Sean Purcell: The passing of Sean Purcell removes another link with the golden age of Galway football in the 1950s and 1960s.
Within the last 18 months three iconic figures have died: Mattie McDonagh, the only Connacht man to have won four All-Ireland medals, Enda Colleran, who captained two of Galway's three-in-a-row teams in the 1960s, and now one of football's greatest and most revered players.
In as much as there can be empirical evidence of SeaPurcell's standing in the game, it was testified to by the fact that he became known as "the Master" and by the overwhelming consensus attending his inclusion on the GAA's two major historical selections, the Centenary Year Team of the Century in 1984 (when he received more votes than any other player) and the more recent Team of the Millennium.
Born to Johnny Purcell, a journalist with the Connacht Tribune, and Rita Kilkenny, he grew up in Tuam's Shop Street, which was made famous as the home of Purcell, Frank Stockwell, his partner in the "Terrible Twins" central attack and Jack Mangan, who captained the 1956 All-Ireland winning team.

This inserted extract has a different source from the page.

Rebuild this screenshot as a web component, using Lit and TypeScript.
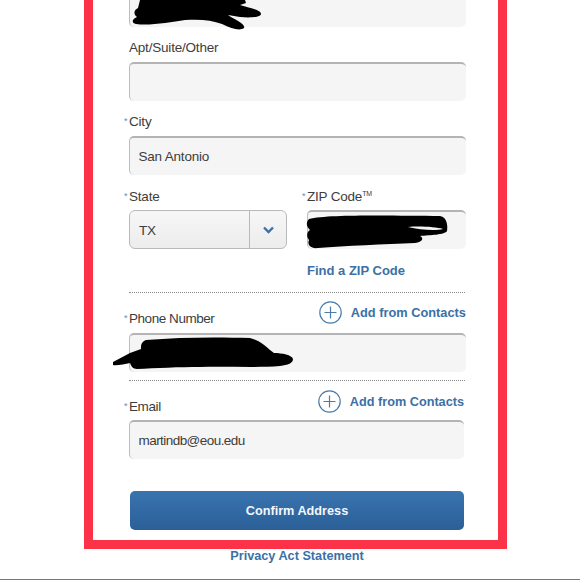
import { LitElement, html, css, svg } from "lit";
import { customElement } from "lit/decorators.js";

@customElement("app-root")
export class AppRoot extends LitElement {
  static styles = css`
    :host {
      display: block;
      position: relative;
      width: 580px;
      height: 580px;
      overflow: hidden;
      background: #fff;
      font-family: "Liberation Sans", Arial, sans-serif;
      color: #3d3d3d;
      font-size: 13.5px;
      letter-spacing: -0.2px;
    }
    .frame {
      box-sizing: border-box;
      width: 423px;
      height: 549px;
      margin-left: 84px;
      border: 9px solid #fb3248;
      border-top: none;
      padding: 0 32px 10px 36px;
      display: flex;
      flex-direction: column;
    }
    .label {
      height: 20px;
      line-height: 20px;
      white-space: nowrap;
    }
    .req .star {
      display: inline-block;
      width: 5px;
      margin-left: -5px;
      color: #5a8fbf;
      font-size: 9px;
      line-height: 0;
      vertical-align: 2px;
    }
    .sup { font-size: 7px; line-height: 0; vertical-align: 5px; }
    .input {
      box-sizing: border-box;
      height: 39px;
      flex: none;
      background: #f5f5f5;
      border-top: 2px solid #b4b4b4;
      border-left: 1.5px solid #bcbcbc;
      border-radius: 5px;
      padding-left: 8.5px;
      line-height: 37px;
      white-space: nowrap;
    }
    .street { height: 27px; border-top: none; border-radius: 0 0 5px 5px; }
    .l-apt { margin-top: 11px; margin-bottom: 4px; }
    .l-city { margin-top: 11px; margin-bottom: 4px; }
    .split {
      display: grid;
      grid-template-columns: 158px 159px;
      column-gap: 20px;
      margin-top: 11px;
    }
    .split .label { margin-top: 1px; margin-bottom: 3px; }
    .select {
      box-sizing: border-box;
      height: 39px;
      display: flex;
      border: 1px solid #b9b9b9;
      border-radius: 6px;
      background: linear-gradient(#f7f7f7, #ececec);
    }
    .select .val { flex: 1; padding-left: 9px; line-height: 39px; }
    .select .btn {
      width: 36px;
      border-left: 1px solid #b9b9b9;
      display: flex;
      align-items: center;
      justify-content: center;
    }
    .link {
      color: #3c70a6;
      font-weight: 700;
      font-size: 12.8px;
      letter-spacing: 0;
      line-height: 20px;
      white-space: nowrap;
    }
    .find { margin: 12px 0 0 178px; font-size: 13px; }
    .dots {
      height: 0;
      flex: none;
      border-top: 1px dotted #8a8a8a;
      margin-right: 1px;
    }
    .d1 { margin-top: 11px; }
    .d2 { margin-top: 8px; }
    .head {
      display: flex;
      justify-content: space-between;
      align-items: flex-start;
      flex: none;
    }
    .phone { height: 32px; padding-top: 8px; }
    .phone .label { margin-top: 8px; letter-spacing: -0.45px; }
    .email { height: 30px; padding-top: 9px; margin-right: 2px; }
    .email .label { margin-top: 7px; letter-spacing: -0.4px; }
    .email .link { font-size: 12.7px; }
    .add {
      display: flex;
      align-items: center;
      gap: 9px;
    }
    .add svg { display: block; }
    .mail-input { margin-right: 2px; letter-spacing: -0.55px; }
    .confirm {
      flex: none;
      height: 39px;
      margin: 32px 2px 0 1px;
      border-radius: 5px;
      background: linear-gradient(#3a74b0, #2b5f97);
      color: #f4f7fb;
      font-weight: 700;
      font-size: 12.7px;
      letter-spacing: 0;
      line-height: 40px;
      text-align: center;
    }
    .privacy {
      margin-left: 84px;
      width: 426px;
      text-align: center;
      color: #3c70a6;
      font-weight: 700;
      font-size: 12.7px;
      letter-spacing: 0;
      line-height: 14px;
    }
    .rule {
      position: absolute;
      left: 0;
      right: 0;
      bottom: 0;
      height: 1px;
      background: #777;
    }
    .scribble {
      position: absolute;
      left: 0;
      top: 0;
      width: 580px;
      height: 580px;
      pointer-events: none;
    }
  `;

  private plus() {
    return html`<svg width="23" height="23" viewBox="0 0 23 23" fill="none" stroke="#4a7cac" stroke-width="1.2">
      <circle cx="11.5" cy="11.5" r="10.7"></circle>
      <path d="M11.5 5.5v12M5.5 11.5h12"></path>
    </svg>`;
  }

  private scribbles() {
    return svg`
      <path fill="#000" d="M140 0 L245 0 L246 3 L240 5 C250 8 261 10 261 14 C261 17 252 18 240 17 L228 15 C235 20 246 24 244 28 C240 31 232 29 222 24 C212 20 200 19 185 20 C170 22 150 26 136 24 C131 23 132 19 137 17 C133 14 134 10 138 8 Z"></path>
      <path fill="#000" d="M309 219 C330 214 400 216 440 216 C447 217 448 226 447 231 C445 235 430 235 420 236 C424 238 423 242 415 243 C385 244 345 246 318 248 C310 249 307 244 309 240 C306 236 307 232 310 230 C306 226 306 222 309 219 Z"></path>
      <path fill="#f3f3f3" d="M408 227 C420 226 436 227 443 229 C436 231 420 230 408 227 Z"></path>
      <path fill="#000" d="M113 362 L130 353 L141 349 C141 345 141 342 146 340 C180 337 220 337 250 338 C258 340 265 345 270 350 L274 353 C282 353 292 355 293 359 C293 363 288 365 280 366 C255 368 225 366 200 367 C180 367 155 368 137 369 C133 369 131 366 130 363 C125 364 116 366 113 365 Z"></path>
    `;
  }

  render() {
    return html`
      <div class="frame">
        <div class="input street"></div>
        <div class="label l-apt">Apt/Suite/Other</div>
        <div class="input"></div>
        <div class="label req l-city"><span class="star">*</span>City</div>
        <div class="input">San Antonio</div>
        <div class="split">
          <div>
            <div class="label req"><span class="star">*</span>State</div>
            <div class="select">
              <div class="val">TX</div>
              <div class="btn">
                <svg width="11" height="8" viewBox="0 0 11 8" fill="none" stroke="#3c70a6" stroke-width="2.4">
                  <path d="M1 1.5l4.5 4.5 4.5-4.5"></path>
                </svg>
              </div>
            </div>
          </div>
          <div>
            <div class="label req"><span class="star">*</span>ZIP Code<span class="sup">TM</span></div>
            <div class="input"></div>
          </div>
        </div>
        <div class="link find">Find a ZIP Code</div>
        <div class="dots d1"></div>
        <div class="head phone">
          <div class="label req"><span class="star">*</span>Phone Number</div>
          <div class="add">${this.plus()}<span class="link">Add from Contacts</span></div>
        </div>
        <div class="input"></div>
        <div class="dots d2"></div>
        <div class="head email">
          <div class="label req"><span class="star">*</span>Email</div>
          <div class="add">${this.plus()}<span class="link">Add from Contacts</span></div>
        </div>
        <div class="input mail-input">martindb@eou.edu</div>
        <div class="confirm">Confirm Address</div>
      </div>
      <div class="privacy">Privacy Act Statement</div>
      <div class="rule"></div>
      <svg class="scribble" viewBox="0 0 580 580">${this.scribbles()}</svg>
    `;
  }
}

Sean Purcell was educated at the Presentation Convent and Tuam CBS national schools before attending St Jarlath's, the town's famed college and football nursery.
There he played on the team that won the 1947 Hogan Cup, the All-Ireland colleges' title. He went on to study for teaching in St Patrick's in Drumcondra, where a contemporary was RTÉ's Micheál Ó Muircheartaigh, who in June of this year read the citation when Sean Purcell was awarded an honorary doctorate at NUI Galway.

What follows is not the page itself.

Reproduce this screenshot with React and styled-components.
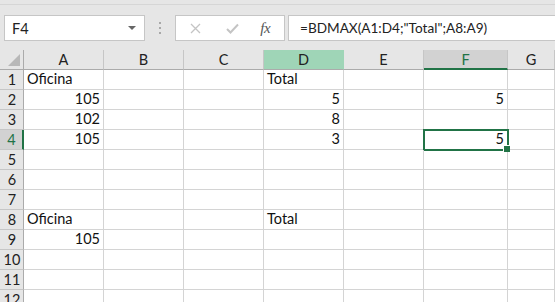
import styled, { createGlobalStyle } from 'styled-components';

const GlobalStyle = createGlobalStyle`
  html, body {
    margin: 0;
    padding: 0;
    background: #ffffff;
  }
  body {
    font-family: 'Lato', 'Open Sans', sans-serif;
    overflow: hidden;
  }
`;

const Page = styled.div`
  width: 555px;
  height: 302px;
  overflow: hidden;
  background: #ffffff;
`;

const Ribbon = styled.div`
  height: 4px;
  background: #e6e6e6;
  border-bottom: 1px solid #d6d6d6;
`;

const Toolbar = styled.div`
  height: 45px;
  box-sizing: border-box;
  background: #e6e6e6;
  display: flex;
  align-items: flex-start;
  padding: 10px 0 0 4px;
`;

const NameBox = styled.div`
  width: 141px;
  height: 26px;
  box-sizing: border-box;
  background: #fff;
  border: 1px solid #c6c6c6;
  display: flex;
  align-items: center;
  justify-content: space-between;
  padding: 0 8px 0 7px;
  font-size: 14.5px;
  color: #222;
`;

const Caret = styled.span`
  width: 0;
  height: 0;
  border-left: 4px solid transparent;
  border-right: 4px solid transparent;
  border-top: 4px solid #666;
`;

const Grip = styled.div`
  width: 30px;
  height: 26px;
  display: flex;
  flex-direction: column;
  align-items: center;
  justify-content: center;
  gap: 3px;

  span {
    width: 2px;
    height: 2px;
    background: #a8a8a8;
  }
`;

const FxBox = styled.div`
  width: 110px;
  height: 26px;
  box-sizing: border-box;
  background: #fff;
  border: 1px solid #c6c6c6;
  display: flex;
  align-items: center;
  padding-left: 14px;
`;

const IconSlot = styled.div`
  width: ${(p) => p.$w}px;
  display: flex;
  align-items: center;
`;

const Fx = styled.span`
  font-family: 'Liberation Serif', serif;
  font-style: italic;
  font-size: 15px;
  color: #555;
  letter-spacing: -0.5px;
`;

const FormulaBox = styled.div`
  flex: 1;
  margin-left: 3px;
  height: 26px;
  box-sizing: border-box;
  background: #fff;
  border: 1px solid #c6c6c6;
  border-right: none;
  display: flex;
  align-items: center;
  padding-left: 11px;
  font-size: 13.6px;
  color: #222;
  white-space: nowrap;
`;

const Sheet = styled.div`
  display: grid;
  grid-template-columns: 24px repeat(5, 80px) 84px 1fr;
  grid-auto-rows: 20px;
`;

const Corner = styled.div`
  position: relative;
  background: #e6e6e6;
  border-right: 1px solid #ababab;
  border-bottom: 1px solid #ababab;
  box-sizing: border-box;

  &::after {
    content: '';
    position: absolute;
    right: 3px;
    bottom: 3px;
    width: 0;
    height: 0;
    border-left: 12px solid transparent;
    border-bottom: 12px solid #b8b8b8;
  }
`;

const ColHead = styled.div`
  box-sizing: border-box;
  background: ${(p) => (p.$hl ? '#9fd5b7' : p.$sel ? '#d2d2d2' : '#e6e6e6')};
  border-right: 1px solid ${(p) => (p.$hl ? '#9fd5b7' : '#c6c6c6')};
  border-bottom: ${(p) => (p.$sel ? '2px solid #217346' : '1px solid #ababab')};
  display: flex;
  align-items: center;
  justify-content: center;
  font-size: 14.5px;
  color: ${(p) => (p.$sel ? '#217346' : '#222')};
  padding-top: ${(p) => (p.$sel ? 1 : 0)}px;
`;

const RowHead = styled.div`
  box-sizing: border-box;
  background: ${(p) => (p.$sel ? '#d2d2d2' : '#e6e6e6')};
  border-right: ${(p) => (p.$sel ? '2px solid #217346' : '1px solid #ababab')};
  border-bottom: 1px solid #c6c6c6;
  display: flex;
  align-items: center;
  justify-content: center;
  font-size: 14.5px;
  color: ${(p) => (p.$sel ? '#217346' : '#222')};
  padding-left: 1px;
`;

const Cell = styled.div`
  position: relative;
  box-sizing: border-box;
  border-right: 1px solid #d4d4d4;
  border-bottom: 1px solid #d4d4d4;
  display: flex;
  align-items: flex-end;
  justify-content: ${(p) => (p.$num ? 'flex-end' : 'flex-start')};
  padding: 0 3px 1px 3px;
  font-size: 14.5px;
  line-height: 18px;
  color: #111;
  white-space: nowrap;
`;

const Selection = styled.div`
  position: absolute;
  left: -1px;
  top: -1px;
  right: -2px;
  bottom: -2px;
  border: 2px solid #217346;
  pointer-events: none;
`;

const FillHandle = styled.div`
  position: absolute;
  right: -3px;
  bottom: -3px;
  width: 6px;
  height: 6px;
  background: #217346;
  border-left: 1px solid #fff;
  border-top: 1px solid #fff;
  z-index: 2;
`;

const cols = ['A', 'B', 'C', 'D', 'E', 'F', 'G'];

const data = {
  1: { A: 'Oficina', D: 'Total' },
  2: { A: 105, D: 5, F: 5 },
  3: { A: 102, D: 8 },
  4: { A: 105, D: 3, F: 5 },
  8: { A: 'Oficina', D: 'Total' },
  9: { A: 105 },
};

function CloseIcon() {
  return (
    <svg width="11" height="11" viewBox="0 0 11 11">
      <path d="M1 1 L10 10 M10 1 L1 10" stroke="#c4c4c4" strokeWidth="1.3" fill="none" />
    </svg>
  );
}

function CheckIcon() {
  return (
    <svg width="13" height="11" viewBox="0 0 13 11">
      <path d="M1 6 L4.5 9.5 L12 1.5" stroke="#c4c4c4" strokeWidth="2" fill="none" />
    </svg>
  );
}

export default function App() {
  const rows = Array.from({ length: 12 }, (_, i) => i + 1);

  return (
    <Page>
      <GlobalStyle />
      <Ribbon />
      <Toolbar>
        <NameBox>
          F4
          <Caret />
        </NameBox>
        <Grip>
          <span />
          <span />
          <span />
        </Grip>
        <FxBox>
          <IconSlot $w={36}>
            <CloseIcon />
          </IconSlot>
          <IconSlot $w={35}>
            <CheckIcon />
          </IconSlot>
          <IconSlot $w={24}>
            <Fx>fx</Fx>
          </IconSlot>
        </FxBox>
        <FormulaBox>=BDMAX(A1:D4;"Total";A8:A9)</FormulaBox>
      </Toolbar>

      <Sheet>
        <Corner />
        {cols.map((c) => (
          <ColHead key={c} $hl={c === 'D'} $sel={c === 'F'}>
            {c}
          </ColHead>
        ))}
        {rows.map((r) => [
          <RowHead key={`h${r}`} $sel={r === 4}>
            {r}
          </RowHead>,
          ...cols.map((c) => {
            const v = data[r] && data[r][c];
            return (
              <Cell key={`${c}${r}`} $num={typeof v === 'number'}>
                {v}
                {r === 4 && c === 'F' && (
                  <Selection>
                    <FillHandle />
                  </Selection>
                )}
              </Cell>
            );
          }),
        ])}
      </Sheet>
    </Page>
  );
}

He also studied in UCG (as NUIG was then known), helping the college to a Fitzgibbon Cup success in 1950. By then he was an established senior player with Galway.
In 1954 he gave one of his great performances in the full-back position when Galway defeated then League champions Mayo in the Connacht semi-final and went on to win his first senior provincial medal. In that year's All-Ireland semi-final he gave another superb display, this time at centrefield, although Kerry ran out winners.
The central accolade of his playing career was his versatility. It enabled him to play in all of the central positions, but it was as a centre forward that he enjoyed greatest success and won his senior All-Ireland medal in 1956.
"He had the skills of the game honed down to a very fine art," remembers one of his best-known football adversaries. "He had great hands, he had great feet, left and right, and a great swerve - he could turn on a sixpence. He was a fierce strong man and never selfish with the ball." Although not particularly tall and very strongly built, Sean Purcell was exceptionally nimble and a very good dancer - "the only man in Tuam able to waltz properly", according to one local source.
Galway enjoyed other successes during the 1950s, winning the National Football League in 1957 and contributing many players to Connacht's three Railway Cup wins in 1951, 1957 and 1958, the last of which was captained by Sean Purcell. A year later he captained Galway to the 1959 All-Ireland final but they were defeated by a Kerry team, led by Mick O'Connell.
The 1956 All-Ireland victory is considered by many to have been SeaPurcell's finest game. Lining out at centre forward, his leadership of the attack was outstanding and the partnership with Frank Stockwell had its finest hour.
Supplied with ball by his long-standing friend and team-mate, Stockwell scored 2-5 (and had another goal disallowed) which remains a record for the 60-minute finals. Years later, Sean Purcell described the instinctive relationship between the "Terrible Twins".
"At centre forward, myself and Frank had a great knowledge of each other's game. Frank was a very experienced player at that time and I was too. We just managed to click together. There was nothing too organised about it. We just took it naturally."
A teacher for many years, firstly at Carras NS in Mayo but mostly as principal at Strawberry Hill national school near Dunmore in Galway, he also helped to run his mother's shop in Vicar Street, Tuam.
He married Rita Shannon, who predeceased him in August 1961, but the marriage faltered. They became estranged and lived apart while continuing to raise their six children together.
Although his primary interest was in football, Sean Purcell was also a keen follower of horse racing and more especially dog racing. He owned greyhounds and was a gifted amateur trainer as well as being an authority on breeding. He also briefly took up golf and was sufficiently adept to win a captain's prize.
"He was universally respected by sportsmen and footballers of all generations because he was a gentleman and very modest, and had achieved every honour in the game," was the reaction of one prominent former player with whom he was friendly.
"Yet he was a man who was prepared to listen modestly to most opinions. He was a lovely man, a great man for racing and the dogs and universally liked. He was an intelligent man - in fact there is very little you could say against his character." Sean Purcell is survived by his sons John and Robert, daughters Ruth, Mary, Francis and Louise, his sister Maura, brother Frank and a wide circle of relatives and friends.
Sean Purcell, born: December 17th, 1928; died: August 27th, 2005.